早期的考古现场不会就地建造遗址博物馆,那时把文物从出土地点移送到库房或博物馆,便是考古工作完成的标志之一。而近些年来,就地保护、开发、利用、管理重要考古现场的观念,使建设遗址博物馆呈现出雨后春笋般的态势。保存遗物及其伴生的遗迹,全面收集、研究和展示它们共生的各种信息资源,已经成为新时期考察考古发现与文物保护关系的重要指标,这一切为的就是通过文物保护带动考古发现和研究。
失误之二:考古挖错了地方
考古队要去调查和发掘的地方与陡峭的山峰关系都不大———那上面不适合古人生存,大多无古可考。考古队去的多是现代人还居住的最小行政地理单位,考古队要先到一个乡镇,再到一个村,最后要下到一个组。这些地方大多还有一个非行政叫法的传统地名,世代沿用,口耳相传,如李家、坪窑、鱼浦、坝子头等等。问题是这些小地名的重名率很高,一个县里有几个同名异地的地方都不稀奇。
三峡工程重庆库区万州地区的陈家坝就有重名的情况。一个陈家坝在长江南岸,属五桥区;另一个陈家坝在长江北岸,属龙宝区。1998年上半年,从西北大老远来的一支考古队,到达万州后人生地不熟,即与当地文化局取得联系,希望帮助落实发掘地点。局里的领导告之可去陈家坝,就在万州市区的长江对岸,属五桥辖区。于是考古队便到这个陈家坝安营扎寨。可是经过个把月的钻探勘察后,怎么也没有找到文物抢救规划上的任何墓葬线索。考古队这才发现,规划资料上的陈家坝根本不是文化局领导说的这个地点,而是万州以西几十公里处龙宝区武陵镇的那个陈家坝。
失误之三:缺乏考古经验
20世纪70年代发掘马王堆汉墓时,据说考古人员曾在棺椁储藏物品的一个果盘中发现有完整的新鲜的藕片,但端起来时一经晃动,藕片却奇迹般地消失了。这对植物生物学研究来说,失去了一项难以再现的重要物证和研究资料。

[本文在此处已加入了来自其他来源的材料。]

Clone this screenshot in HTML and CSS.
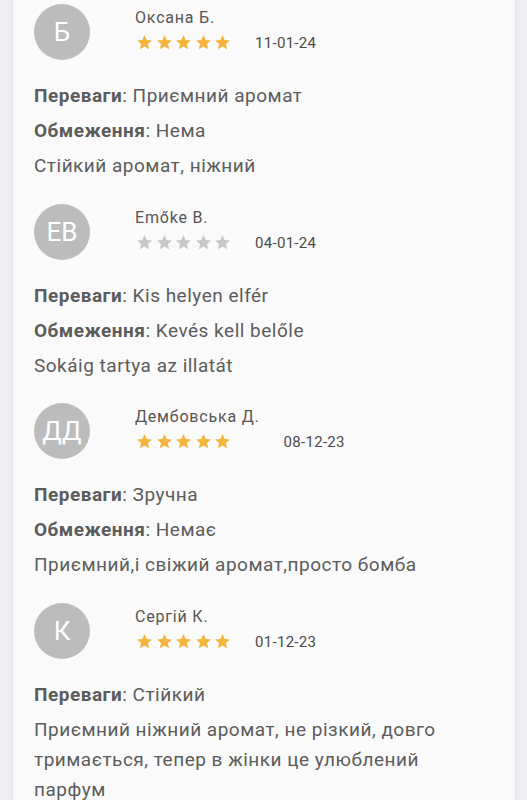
FILE: index.html
```html
<!DOCTYPE html>
<html lang="uk">
<head>
<meta charset="utf-8">
<link rel="stylesheet" href="styles.css">
</head>
<body>
<div class="card">
  <div class="review">
    <div class="head">
      <div class="avatar">Б</div>
      <div class="meta">
        <div class="name">Оксана Б.</div>
        <div class="stars gold">
          <svg viewBox="0 0 24 24"><path d="M12 1.5l3.1 6.9 7.4.7-5.6 5 1.6 7.4L12 17.7l-6.5 3.8 1.6-7.4-5.6-5 7.4-.7z"/></svg>
          <svg viewBox="0 0 24 24"><path d="M12 1.5l3.1 6.9 7.4.7-5.6 5 1.6 7.4L12 17.7l-6.5 3.8 1.6-7.4-5.6-5 7.4-.7z"/></svg>
          <svg viewBox="0 0 24 24"><path d="M12 1.5l3.1 6.9 7.4.7-5.6 5 1.6 7.4L12 17.7l-6.5 3.8 1.6-7.4-5.6-5 7.4-.7z"/></svg>
          <svg viewBox="0 0 24 24"><path d="M12 1.5l3.1 6.9 7.4.7-5.6 5 1.6 7.4L12 17.7l-6.5 3.8 1.6-7.4-5.6-5 7.4-.7z"/></svg>
          <svg viewBox="0 0 24 24"><path d="M12 1.5l3.1 6.9 7.4.7-5.6 5 1.6 7.4L12 17.7l-6.5 3.8 1.6-7.4-5.6-5 7.4-.7z"/></svg>
        </div>
      </div>
      <div class="date">11-01-24</div>
    </div>
    <p><b>Переваги</b>: Приємний аромат</p>
    <p><b>Обмеження</b>: Нема</p>
    <p>Стійкий аромат, ніжний</p>
  </div>

  <div class="review">
    <div class="head">
      <div class="avatar">EB</div>
      <div class="meta">
        <div class="name">Emőke B.</div>
        <div class="stars grey">
          <svg viewBox="0 0 24 24"><path d="M12 1.5l3.1 6.9 7.4.7-5.6 5 1.6 7.4L12 17.7l-6.5 3.8 1.6-7.4-5.6-5 7.4-.7z"/></svg>
          <svg viewBox="0 0 24 24"><path d="M12 1.5l3.1 6.9 7.4.7-5.6 5 1.6 7.4L12 17.7l-6.5 3.8 1.6-7.4-5.6-5 7.4-.7z"/></svg>
          <svg viewBox="0 0 24 24"><path d="M12 1.5l3.1 6.9 7.4.7-5.6 5 1.6 7.4L12 17.7l-6.5 3.8 1.6-7.4-5.6-5 7.4-.7z"/></svg>
          <svg viewBox="0 0 24 24"><path d="M12 1.5l3.1 6.9 7.4.7-5.6 5 1.6 7.4L12 17.7l-6.5 3.8 1.6-7.4-5.6-5 7.4-.7z"/></svg>
          <svg viewBox="0 0 24 24"><path d="M12 1.5l3.1 6.9 7.4.7-5.6 5 1.6 7.4L12 17.7l-6.5 3.8 1.6-7.4-5.6-5 7.4-.7z"/></svg>
        </div>
      </div>
      <div class="date">04-01-24</div>
    </div>
    <p><b>Переваги</b>: Kis helyen elfér</p>
    <p><b>Обмеження</b>: Kevés kell belőle</p>
    <p>Sokáig tartya az illatát</p>
  </div>

  <div class="review">
    <div class="head">
      <div class="avatar">ДД</div>
      <div class="meta">
        <div class="name">Дембовська Д.</div>
        <div class="stars gold">
          <svg viewBox="0 0 24 24"><path d="M12 1.5l3.1 6.9 7.4.7-5.6 5 1.6 7.4L12 17.7l-6.5 3.8 1.6-7.4-5.6-5 7.4-.7z"/></svg>
          <svg viewBox="0 0 24 24"><path d="M12 1.5l3.1 6.9 7.4.7-5.6 5 1.6 7.4L12 17.7l-6.5 3.8 1.6-7.4-5.6-5 7.4-.7z"/></svg>
          <svg viewBox="0 0 24 24"><path d="M12 1.5l3.1 6.9 7.4.7-5.6 5 1.6 7.4L12 17.7l-6.5 3.8 1.6-7.4-5.6-5 7.4-.7z"/></svg>
          <svg viewBox="0 0 24 24"><path d="M12 1.5l3.1 6.9 7.4.7-5.6 5 1.6 7.4L12 17.7l-6.5 3.8 1.6-7.4-5.6-5 7.4-.7z"/></svg>
          <svg viewBox="0 0 24 24"><path d="M12 1.5l3.1 6.9 7.4.7-5.6 5 1.6 7.4L12 17.7l-6.5 3.8 1.6-7.4-5.6-5 7.4-.7z"/></svg>
        </div>
      </div>
      <div class="date">08-12-23</div>
    </div>
    <p><b>Переваги</b>: Зручна</p>
    <p><b>Обмеження</b>: Немає</p>
    <p>Приємний,і свіжий аромат,просто бомба</p>
  </div>

  <div class="review">
    <div class="head">
      <div class="avatar">К</div>
      <div class="meta">
        <div class="name">Сергій К.</div>
        <div class="stars gold">
          <svg viewBox="0 0 24 24"><path d="M12 1.5l3.1 6.9 7.4.7-5.6 5 1.6 7.4L12 17.7l-6.5 3.8 1.6-7.4-5.6-5 7.4-.7z"/></svg>
          <svg viewBox="0 0 24 24"><path d="M12 1.5l3.1 6.9 7.4.7-5.6 5 1.6 7.4L12 17.7l-6.5 3.8 1.6-7.4-5.6-5 7.4-.7z"/></svg>
          <svg viewBox="0 0 24 24"><path d="M12 1.5l3.1 6.9 7.4.7-5.6 5 1.6 7.4L12 17.7l-6.5 3.8 1.6-7.4-5.6-5 7.4-.7z"/></svg>
          <svg viewBox="0 0 24 24"><path d="M12 1.5l3.1 6.9 7.4.7-5.6 5 1.6 7.4L12 17.7l-6.5 3.8 1.6-7.4-5.6-5 7.4-.7z"/></svg>
          <svg viewBox="0 0 24 24"><path d="M12 1.5l3.1 6.9 7.4.7-5.6 5 1.6 7.4L12 17.7l-6.5 3.8 1.6-7.4-5.6-5 7.4-.7z"/></svg>
        </div>
      </div>
      <div class="date">01-12-23</div>
    </div>
    <p><b>Переваги</b>: Стійкий</p>
    <p>Приємний ніжний аромат, не різкий, довго тримається, тепер в жінки це улюблений парфум</p>
  </div>
</div>
</body>
</html>
```

FILE: styles.css
```css
html, body {
  margin: 0;
  padding: 0;
  background: #eceef3;
  font-family: Roboto, "Noto Sans", sans-serif;
  color: #5c5c5c;
}

.card {
  margin: 0 11px 0 12px;
  background: #fafafa;
  border-left: 1px solid #e2e2e5;
  border-right: 1px solid #e2e2e5;
  padding: 4px 40px 0 21px;
  min-height: 800px;
  box-sizing: border-box;
  display: flex;
  flex-direction: column;
  gap: 22.5px;
}

.review {
  display: flex;
  flex-direction: column;
}

.head {
  display: flex;
  align-items: flex-start;
  margin-bottom: 21px;
}

.avatar {
  width: 56px;
  height: 56px;
  border-radius: 50%;
  background: #bcbcbc;
  color: #fff;
  font-size: 26px;
  display: flex;
  align-items: center;
  justify-content: center;
  flex: none;
}

.meta {
  margin-left: 45px;
  padding-top: 4px;
  display: flex;
  flex-direction: column;
  gap: 4.5px;
}

.name {
  font-size: 16px;
  line-height: 20px;
  letter-spacing: 0.8px;
  color: #555;
}

.stars {
  display: flex;
  gap: 2.5px;
  height: 20px;
  align-items: center;
  margin-left: 1px;
}

.stars svg {
  width: 17px;
  height: 17px;
  display: block;
}

.gold svg { fill: #f4b53f; }
.grey svg { fill: #c8c8c8; }

.date {
  margin-left: 24px;
  margin-top: 29px;
  font-size: 15px;
  line-height: 20px;
  letter-spacing: 0.3px;
  color: #4a4a4a;
}

.review p {
  margin: 0 0 5px;
  font-size: 19px;
  line-height: 30px;
  letter-spacing: 0.5px;
}

.review p:last-child {
  margin-bottom: 0;
}

.review b {
  font-weight: 700;
  color: #5c5c5c;
}
```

1976年广西贵县罗泊湾汉墓出土了一个杯形铜壶,壶盖密封得非常严实。一个初次参加发掘的学员把它捧在手上,抹去器表的泥浆以后,找不到开盖的地方,于是倒来倒去,一不留心把盖冲开了,倒出一坛清水。马上有人说:“是酒,不要倒掉!留着化验!”但说时迟,那时快,已经晚了,水被倒了个精光。也是在这座罗泊湾汉墓,考古队员打开一个盖着盖子的陶盒,看见盒内装满青青的梅果,叶子呈翠绿色,就像刚摘下来的一样。他赶忙叫人给它拍一张彩色照片,但很快树叶和果子就变成黑色的了。这种酸梅在当地是每年四月成熟,出土时它是青色的,可以说明墓主人下葬的时间是夏初之际。